▶ _Exercise brief_
Set out every line bearing the string "components".
--- Source excerpt ---
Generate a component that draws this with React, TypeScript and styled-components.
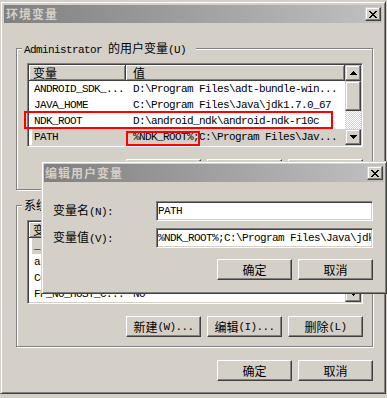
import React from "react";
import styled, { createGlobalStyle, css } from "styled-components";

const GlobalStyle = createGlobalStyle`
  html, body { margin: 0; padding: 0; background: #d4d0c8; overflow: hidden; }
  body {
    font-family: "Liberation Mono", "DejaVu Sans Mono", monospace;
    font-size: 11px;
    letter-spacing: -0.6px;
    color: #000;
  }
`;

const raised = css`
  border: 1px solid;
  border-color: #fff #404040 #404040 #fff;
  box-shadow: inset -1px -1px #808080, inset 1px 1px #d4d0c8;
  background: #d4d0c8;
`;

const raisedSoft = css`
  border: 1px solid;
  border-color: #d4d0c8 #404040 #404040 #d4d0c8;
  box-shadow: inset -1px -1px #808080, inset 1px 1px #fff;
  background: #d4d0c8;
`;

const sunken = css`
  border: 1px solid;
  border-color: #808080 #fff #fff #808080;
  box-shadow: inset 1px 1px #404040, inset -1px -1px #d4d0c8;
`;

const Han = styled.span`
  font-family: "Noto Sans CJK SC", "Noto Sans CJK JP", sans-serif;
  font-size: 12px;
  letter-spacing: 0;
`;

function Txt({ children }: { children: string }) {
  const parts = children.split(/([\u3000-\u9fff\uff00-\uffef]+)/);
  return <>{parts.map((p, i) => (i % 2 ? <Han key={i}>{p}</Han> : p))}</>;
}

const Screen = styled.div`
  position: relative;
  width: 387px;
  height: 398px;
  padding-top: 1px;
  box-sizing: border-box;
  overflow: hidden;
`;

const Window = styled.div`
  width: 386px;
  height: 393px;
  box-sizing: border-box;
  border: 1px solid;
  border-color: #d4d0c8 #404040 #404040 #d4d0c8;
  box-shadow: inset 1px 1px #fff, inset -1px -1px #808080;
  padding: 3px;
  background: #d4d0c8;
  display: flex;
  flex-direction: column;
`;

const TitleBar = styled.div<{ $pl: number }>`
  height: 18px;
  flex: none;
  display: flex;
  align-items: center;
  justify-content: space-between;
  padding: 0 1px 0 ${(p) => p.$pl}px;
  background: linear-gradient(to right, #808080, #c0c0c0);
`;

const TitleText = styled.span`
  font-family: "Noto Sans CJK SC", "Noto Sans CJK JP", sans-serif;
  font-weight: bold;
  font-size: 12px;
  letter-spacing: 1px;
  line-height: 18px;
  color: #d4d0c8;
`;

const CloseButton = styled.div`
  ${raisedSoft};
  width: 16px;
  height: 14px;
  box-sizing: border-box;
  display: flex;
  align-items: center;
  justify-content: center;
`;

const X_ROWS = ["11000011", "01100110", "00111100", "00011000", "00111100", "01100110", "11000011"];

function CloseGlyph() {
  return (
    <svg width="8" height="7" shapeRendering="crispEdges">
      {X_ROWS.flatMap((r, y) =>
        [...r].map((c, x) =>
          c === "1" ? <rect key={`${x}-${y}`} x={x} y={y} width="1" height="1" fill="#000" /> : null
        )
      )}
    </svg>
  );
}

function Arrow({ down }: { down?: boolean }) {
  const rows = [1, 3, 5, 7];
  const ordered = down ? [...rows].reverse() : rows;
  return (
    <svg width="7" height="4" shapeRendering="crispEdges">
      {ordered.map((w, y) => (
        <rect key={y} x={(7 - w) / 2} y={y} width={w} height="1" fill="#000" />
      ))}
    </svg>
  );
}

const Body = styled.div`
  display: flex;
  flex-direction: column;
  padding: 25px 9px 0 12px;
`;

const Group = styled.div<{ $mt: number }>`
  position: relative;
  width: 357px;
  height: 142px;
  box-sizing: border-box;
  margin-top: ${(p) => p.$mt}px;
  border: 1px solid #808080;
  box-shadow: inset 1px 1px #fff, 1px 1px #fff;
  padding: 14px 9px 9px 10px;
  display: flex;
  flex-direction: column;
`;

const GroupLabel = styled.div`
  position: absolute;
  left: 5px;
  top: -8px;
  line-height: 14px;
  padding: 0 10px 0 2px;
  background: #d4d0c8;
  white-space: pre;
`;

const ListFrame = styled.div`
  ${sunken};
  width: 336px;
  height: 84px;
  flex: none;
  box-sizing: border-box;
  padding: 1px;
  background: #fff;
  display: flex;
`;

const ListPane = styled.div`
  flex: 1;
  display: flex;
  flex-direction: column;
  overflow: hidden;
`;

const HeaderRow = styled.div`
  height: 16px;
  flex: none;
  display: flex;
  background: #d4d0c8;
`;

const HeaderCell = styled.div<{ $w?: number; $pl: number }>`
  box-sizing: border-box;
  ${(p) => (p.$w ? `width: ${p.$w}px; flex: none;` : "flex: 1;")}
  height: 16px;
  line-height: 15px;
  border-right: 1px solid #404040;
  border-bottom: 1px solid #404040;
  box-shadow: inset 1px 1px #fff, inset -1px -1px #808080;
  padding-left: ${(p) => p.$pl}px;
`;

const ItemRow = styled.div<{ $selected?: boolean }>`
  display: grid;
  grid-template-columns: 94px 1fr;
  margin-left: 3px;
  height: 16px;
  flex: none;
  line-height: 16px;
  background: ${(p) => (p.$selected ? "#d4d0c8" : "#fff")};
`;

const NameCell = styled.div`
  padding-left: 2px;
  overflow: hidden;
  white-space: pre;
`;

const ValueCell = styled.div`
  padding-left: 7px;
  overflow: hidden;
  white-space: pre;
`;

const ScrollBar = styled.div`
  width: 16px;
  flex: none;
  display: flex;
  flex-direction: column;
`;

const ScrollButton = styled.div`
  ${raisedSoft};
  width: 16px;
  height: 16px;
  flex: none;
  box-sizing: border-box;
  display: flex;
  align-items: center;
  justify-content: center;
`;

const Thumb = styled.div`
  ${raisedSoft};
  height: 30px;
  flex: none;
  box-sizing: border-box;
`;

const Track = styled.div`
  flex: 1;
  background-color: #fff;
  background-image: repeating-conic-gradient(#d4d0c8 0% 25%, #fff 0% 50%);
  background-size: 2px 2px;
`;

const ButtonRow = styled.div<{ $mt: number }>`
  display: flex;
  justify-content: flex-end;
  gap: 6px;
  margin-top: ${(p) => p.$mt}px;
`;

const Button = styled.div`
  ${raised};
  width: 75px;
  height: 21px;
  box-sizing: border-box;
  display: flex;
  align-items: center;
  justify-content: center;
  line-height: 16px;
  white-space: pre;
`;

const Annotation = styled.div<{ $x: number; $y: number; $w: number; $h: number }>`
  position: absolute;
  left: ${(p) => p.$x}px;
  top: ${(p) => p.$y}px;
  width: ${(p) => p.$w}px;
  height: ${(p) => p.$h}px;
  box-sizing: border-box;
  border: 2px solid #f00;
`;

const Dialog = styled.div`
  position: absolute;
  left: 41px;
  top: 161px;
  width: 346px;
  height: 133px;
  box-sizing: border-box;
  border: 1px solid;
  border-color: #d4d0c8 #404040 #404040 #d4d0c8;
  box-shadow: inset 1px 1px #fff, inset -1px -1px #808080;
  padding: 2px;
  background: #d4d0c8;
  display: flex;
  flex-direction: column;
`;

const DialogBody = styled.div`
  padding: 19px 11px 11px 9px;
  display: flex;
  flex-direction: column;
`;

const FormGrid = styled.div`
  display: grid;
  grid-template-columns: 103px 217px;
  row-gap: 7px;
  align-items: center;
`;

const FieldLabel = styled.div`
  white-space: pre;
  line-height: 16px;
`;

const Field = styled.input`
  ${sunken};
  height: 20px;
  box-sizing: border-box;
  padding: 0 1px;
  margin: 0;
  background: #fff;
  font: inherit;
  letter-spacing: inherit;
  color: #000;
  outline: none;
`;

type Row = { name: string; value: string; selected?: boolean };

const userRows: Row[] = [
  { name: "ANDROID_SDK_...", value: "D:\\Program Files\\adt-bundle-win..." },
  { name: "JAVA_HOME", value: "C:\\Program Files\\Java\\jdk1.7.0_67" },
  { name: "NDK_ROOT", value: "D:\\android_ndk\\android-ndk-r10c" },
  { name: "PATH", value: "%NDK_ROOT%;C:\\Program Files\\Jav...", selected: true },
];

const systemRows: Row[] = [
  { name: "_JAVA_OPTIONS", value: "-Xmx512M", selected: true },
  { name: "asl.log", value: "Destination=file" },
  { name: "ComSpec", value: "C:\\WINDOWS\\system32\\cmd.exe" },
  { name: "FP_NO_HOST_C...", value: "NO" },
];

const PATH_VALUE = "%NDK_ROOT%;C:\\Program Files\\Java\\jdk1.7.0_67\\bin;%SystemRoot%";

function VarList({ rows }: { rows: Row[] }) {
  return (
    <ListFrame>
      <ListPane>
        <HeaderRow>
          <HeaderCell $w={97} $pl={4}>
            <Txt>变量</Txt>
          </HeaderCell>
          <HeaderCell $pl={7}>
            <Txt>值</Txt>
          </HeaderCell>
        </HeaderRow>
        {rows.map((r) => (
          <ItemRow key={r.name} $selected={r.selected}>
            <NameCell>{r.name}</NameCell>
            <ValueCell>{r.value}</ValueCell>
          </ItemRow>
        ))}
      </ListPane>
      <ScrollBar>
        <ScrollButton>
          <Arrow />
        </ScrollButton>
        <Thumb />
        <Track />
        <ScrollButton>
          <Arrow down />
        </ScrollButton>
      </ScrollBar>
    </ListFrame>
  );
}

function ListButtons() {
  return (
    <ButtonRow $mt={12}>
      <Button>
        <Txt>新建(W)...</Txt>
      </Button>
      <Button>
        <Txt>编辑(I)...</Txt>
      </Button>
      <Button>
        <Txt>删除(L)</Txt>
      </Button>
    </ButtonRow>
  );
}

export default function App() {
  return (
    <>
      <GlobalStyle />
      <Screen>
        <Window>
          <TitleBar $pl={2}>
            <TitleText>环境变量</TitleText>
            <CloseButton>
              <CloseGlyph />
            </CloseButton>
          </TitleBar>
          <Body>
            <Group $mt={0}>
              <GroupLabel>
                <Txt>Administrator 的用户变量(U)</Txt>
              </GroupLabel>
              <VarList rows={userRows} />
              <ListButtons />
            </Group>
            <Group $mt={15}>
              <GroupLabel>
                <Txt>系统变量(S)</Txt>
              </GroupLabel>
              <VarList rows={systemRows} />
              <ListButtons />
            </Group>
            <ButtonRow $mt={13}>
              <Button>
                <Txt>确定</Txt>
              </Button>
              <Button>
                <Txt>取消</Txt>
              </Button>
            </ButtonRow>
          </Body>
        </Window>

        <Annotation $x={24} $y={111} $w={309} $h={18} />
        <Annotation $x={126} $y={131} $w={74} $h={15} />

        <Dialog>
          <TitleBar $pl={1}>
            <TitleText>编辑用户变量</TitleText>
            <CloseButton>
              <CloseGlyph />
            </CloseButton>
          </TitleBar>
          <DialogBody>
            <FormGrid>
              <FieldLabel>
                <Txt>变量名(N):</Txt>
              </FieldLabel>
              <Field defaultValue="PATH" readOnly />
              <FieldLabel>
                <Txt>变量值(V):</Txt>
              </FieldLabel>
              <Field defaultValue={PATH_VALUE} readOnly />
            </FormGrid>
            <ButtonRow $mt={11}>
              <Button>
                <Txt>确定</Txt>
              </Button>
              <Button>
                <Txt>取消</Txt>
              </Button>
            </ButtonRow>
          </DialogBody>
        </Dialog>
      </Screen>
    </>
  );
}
---
▶ _Complete response_
Generate a component that draws this with React, TypeScript and styled-components.
import styled, { createGlobalStyle, css } from "styled-components";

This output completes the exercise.